[TASK DETAILS]
Gather up all lines that carry the word "Give".
....................
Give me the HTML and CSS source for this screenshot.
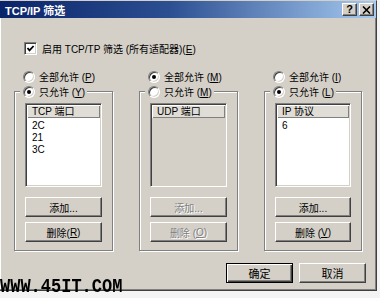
FILE: index.html
```html
<!DOCTYPE html>
<html>
<head>
<meta charset="utf-8">
<link rel="stylesheet" href="styles.css">
</head>
<body>
<div class="window">
  <div class="titlebar">
    <span class="title">TCP/IP 筛选</span>
    <div class="caption-btns">
      <span class="cbtn help">?</span>
      <span class="cbtn close"><svg width="9" height="8" viewBox="0 0 9 8"><path d="M1 0.5 L8 7.5 M8 0.5 L1 7.5" stroke="#000" stroke-width="1.6" fill="none"/></svg></span>
    </div>
  </div>
  <div class="body">
    <div class="check-row">
      <span class="checkbox"><svg width="9" height="9" viewBox="0 0 9 9"><path d="M1.5 4 L3.5 6.3 L7.6 2" stroke="#000" stroke-width="1.8" fill="none"/></svg></span>
      <span>启用 TCP/TP 筛选 (所有适配器)(<u>E</u>)</span>
    </div>
    <div class="columns">
      <div class="col col-a">
        <div class="radio-row top-radio"><span class="radio"></span><span>全部允许 (<u>P</u>)</span></div>
        <fieldset class="group">
          <legend class="radio-row"><span class="radio checked"></span><span>只允许 (<u>Y</u>)</span></legend>
          <div class="listbox">
            <div class="list-header">TCP 端口</div>
            <ul class="list-items"><li>2C</li><li>21</li><li>3C</li></ul>
          </div>
          <button class="btn add">添加...</button>
          <button class="btn del">删除(<u>R</u>)</button>
        </fieldset>
      </div>
      <div class="col col-b">
        <div class="radio-row top-radio"><span class="radio checked"></span><span>全部允许 (<u>M</u>)</span></div>
        <fieldset class="group">
          <legend class="radio-row"><span class="radio"></span><span>只允许 (<u>M</u>)</span></legend>
          <div class="listbox disabled">
            <div class="list-header">UDP 端口</div>
            <ul class="list-items"></ul>
          </div>
          <button class="btn add disabled-btn">添加...</button>
          <button class="btn del disabled-btn">删除 (<u>O</u>)</button>
        </fieldset>
      </div>
      <div class="col col-c">
        <div class="radio-row top-radio"><span class="radio"></span><span>全部允许 (<u>I</u>)</span></div>
        <fieldset class="group">
          <legend class="radio-row"><span class="radio checked"></span><span>只允许 (<u>L</u>)</span></legend>
          <div class="listbox">
            <div class="list-header">IP 协议</div>
            <ul class="list-items"><li>6</li></ul>
          </div>
          <button class="btn add">添加...</button>
          <button class="btn del">删除 (<u>V</u>)</button>
        </fieldset>
      </div>
    </div>
    <div class="footer">
      <button class="btn default">确定</button>
      <button class="btn cancel">取消</button>
    </div>
  </div>
</div>
<div class="watermark">WWW.45IT.COM</div>
</body>
</html>
```
FILE: styles.css
```css
html, body {
  margin: 0;
  padding: 0;
  background: #f4f4f4;
}
body {
  width: 380px;
  height: 298px;
  position: relative;
  overflow: hidden;
  font-family: "Liberation Sans", "Noto Sans CJK SC", sans-serif;
  font-size: 10px;
  color: #000;
}
.window {
  width: 377px;
  box-sizing: border-box;
  background: #d4d0c8;
  border-top: 1px solid #d4d0c8;
  border-right: 1px solid #404040;
  border-bottom: 1px solid #404040;
  box-shadow: inset -1px -1px #808080, inset 1px 0 #fff;
}
.titlebar {
  height: 17px;
  display: flex;
  align-items: center;
  justify-content: space-between;
  background: linear-gradient(90deg, #0a246a 0%, #2c4f92 45%, #a6caf0 100%);
  padding: 0 2px 0 5px;
  color: #fff;
  font-weight: bold;
  font-size: 11px;
}
.caption-btns {
  display: flex;
  gap: 2px;
}
.cbtn {
  width: 15px;
  height: 13px;
  box-sizing: border-box;
  background: #d4d0c8;
  border: 1px solid;
  border-color: #fff #404040 #404040 #fff;
  box-shadow: inset -1px -1px #808080;
  display: flex;
  align-items: center;
  justify-content: center;
  color: #000;
  font-size: 11px;
  font-weight: bold;
  line-height: 11px;
}
.body {
  padding: 0 10px 7px 0;
}
.check-row {
  margin-top: 23px;
  height: 14px;
  display: flex;
  align-items: center;
  gap: 5px;
  padding-left: 24px;
}
.checkbox {
  width: 13px;
  height: 13px;
  box-sizing: border-box;
  background: #fff;
  border: 1px solid;
  border-color: #808080 #fff #fff #808080;
  box-shadow: inset 1px 1px #404040, inset -1px -1px #d4d0c8;
  display: flex;
  align-items: center;
  justify-content: center;
}
.columns {
  display: flex;
  gap: 26px;
  padding-left: 14px;
  margin-top: 14px;
}
.col {
  display: flex;
  flex-direction: column;
}
.col-a, .col-b { width: 99px; }
.col-c { width: 98px; }
.radio-row {
  height: 15px;
  display: flex;
  align-items: center;
  gap: 4px;
  white-space: nowrap;
}
.top-radio {
  padding-left: 9px;
}
.radio {
  width: 12px;
  height: 12px;
  box-sizing: border-box;
  border-radius: 50%;
  background: #fff;
  border: 1px solid;
  border-color: #808080 #fff #fff #808080;
  box-shadow: inset 1px 1px #404040, inset -1px -1px #d4d0c8;
  position: relative;
  flex: none;
}
.radio.checked::after {
  content: "";
  position: absolute;
  left: 3px;
  top: 3px;
  width: 4px;
  height: 4px;
  border-radius: 50%;
  background: #000;
}
.group {
  margin: 0;
  padding: 4px 10px 8px;
  min-width: 0;
  border: 1px solid #808080;
  box-shadow: inset 1px 1px #fff, 1px 1px #fff;
  display: flex;
  flex-direction: column;
}
.group legend {
  padding: 0 2px 0 3px;
  margin-left: -5px;
  background: #d4d0c8;
}
.listbox {
  height: 84px;
  box-sizing: border-box;
  border: 1px solid;
  border-color: #808080 #fff #fff #808080;
  box-shadow: inset 1px 1px #404040, inset -1px -1px #d4d0c8;
  padding: 1px;
  background: #fff;
}
.listbox.disabled {
  background: #d4d0c8;
}
.list-header {
  height: 13px;
  line-height: 13px;
  padding-left: 5px;
  background: #e0ddd6;
  box-shadow: inset 1px 1px #fff, inset -1px -1px #808080;
  font-size: 10px;
  white-space: nowrap;
}
.list-items {
  list-style: none;
  margin: 0;
  padding: 2px 0 0 5px;
}
.list-items li {
  line-height: 12px;
  height: 12px;
  font-size: 10px;
}
.btn {
  font-family: inherit;
  font-size: 10px;
  color: #000;
  height: 20px;
  padding: 0;
  box-sizing: border-box;
  background: #d4d0c8;
  border: 1px solid;
  border-color: #fff #404040 #404040 #fff;
  box-shadow: inset -1px -1px #808080;
  display: flex;
  align-items: center;
  justify-content: center;
}
.btn.add {
  margin-top: 10px;
  width: 100%;
}
.btn.del {
  margin-top: 5px;
  width: 100%;
}
.disabled-btn {
  color: #808080;
  text-shadow: 1px 1px #fff;
}
.footer {
  display: flex;
  justify-content: flex-end;
  gap: 6px;
  margin-top: 12px;
}
.footer .btn {
  width: 67px;
  font-size: 11px;
}
.btn.default {
  border: 1px solid #000;
  box-shadow: inset 1px 1px #fff, inset -1px -1px #404040, inset -2px -2px #808080;
}
.watermark {
  position: absolute;
  left: 0;
  top: 280px;
  font-family: "Liberation Mono", monospace;
  font-weight: bold;
  font-size: 17px;
  line-height: 18px;
  color: #000;
  transform-origin: left bottom;
  transform: scaleY(1.15);
}
```
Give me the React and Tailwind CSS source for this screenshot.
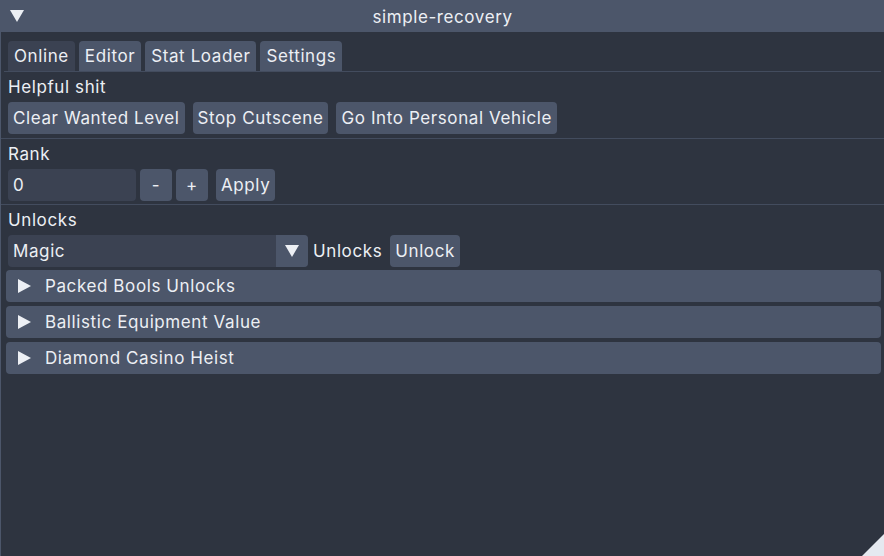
import React from "react";

const Btn = ({ children, className = "" }) => (
  <div className={"h-8 px-[5px] pt-px flex items-center rounded-[4px] bg-[#4c566a] whitespace-nowrap " + className}>{children}</div>
);

const Tri = ({ dir = "down", className = "" }) =>
  dir === "down" ? (
    <svg width="14" height="12" viewBox="0 0 14 12" className={className}><polygon points="0,0 14,0 7,12" fill="#eceff4" /></svg>
  ) : (
    <svg width="13" height="14" viewBox="0 0 13 14" className={className}><polygon points="0,0 13,7 0,14" fill="#eceff4" /></svg>
  );

const Header = ({ children }) => (
  <div className="h-8 ml-[5px] mr-[3px] flex items-center rounded-[4px] bg-[#4c566a]">
    <Tri dir="right" className="ml-[12px] mr-[14px]" />
    <span className="pt-px">{children}</span>
  </div>
);

const Tab = ({ children, active }) => (
  <div className={"h-[30px] px-[6px] pt-px flex items-center rounded-t-[4px] " + (active ? "bg-[#3b4252]" : "bg-[#4c566a]")}>{children}</div>
);

export default function App() {
  return (
    <div className="w-[884px] h-[556px] relative overflow-hidden bg-[#2e3440] text-[#eceff4] text-[17px] tracking-[0.6px] leading-none border-l border-[#4c566a]" style={{ fontFamily: "Inter, 'Noto Sans', sans-serif" }}>
      <div className="h-8 bg-[#4c566a] flex items-center relative">
        <Tri className="ml-[9px]" />
        <div className="absolute inset-0 pt-[2px] flex items-center justify-center">simple-recovery</div>
      </div>
      <div className="pt-[9px]">
        <div className="flex gap-1 border-b border-[#434c5e] ml-[3px] mr-[3px] pl-[4px]">
          <Tab active>Online</Tab>
          <Tab>Editor</Tab>
          <Tab>Stat Loader</Tab>
          <Tab>Settings</Tab>
        </div>
        <div className="px-[7px] pt-px h-[30px] flex items-center">Helpful shit</div>
        <div className="px-[7px] flex gap-2">
          <Btn>Clear Wanted Level</Btn>
          <Btn>Stop Cutscene</Btn>
          <Btn>Go Into Personal Vehicle</Btn>
        </div>
        <div className="h-px bg-[#434c5e] mt-[4px]" />
        <div className="px-[7px] pt-px h-[30px] flex items-center">Rank</div>
        <div className="px-[7px] flex items-center">
          <div className="h-8 w-[128px] px-[5px] pt-px flex items-center rounded-[4px] bg-[#3b4252]">0</div>
          <Btn className="ml-1 w-8 justify-center">-</Btn>
          <Btn className="ml-1 w-8 justify-center">+</Btn>
          <Btn className="ml-2">Apply</Btn>
        </div>
        <div className="h-px bg-[#434c5e] mt-[3px]" />
        <div className="px-[7px] pt-px h-[30px] flex items-center">Unlocks</div>
        <div className="px-[7px] flex items-center">
          <div className="h-8 w-[300px] flex rounded-[4px] bg-[#3b4252] overflow-hidden">
            <div className="flex-1 px-[5px] pt-px flex items-center">Magic</div>
            <div className="w-8 bg-[#4c566a] flex items-center justify-center"><Tri /></div>
          </div>
          <span className="ml-[5px] pt-px">Unlocks</span>
          <Btn className="ml-2">Unlock</Btn>
        </div>
        <div className="flex flex-col gap-1 mt-[3px]">
          <Header>Packed Bools Unlocks</Header>
          <Header>Ballistic Equipment Value</Header>
          <Header>Diamond Casino Heist</Header>
        </div>
      </div>
      <svg className="absolute right-0 bottom-0" width="22" height="22" viewBox="0 0 22 22"><polygon points="22,0 22,22 0,22" fill="#e5e9f0" /></svg>
    </div>
  );
}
....................
[WORKED ANSWER]
Give me the HTML and CSS source for this screenshot.
Give me the React and Tailwind CSS source for this screenshot.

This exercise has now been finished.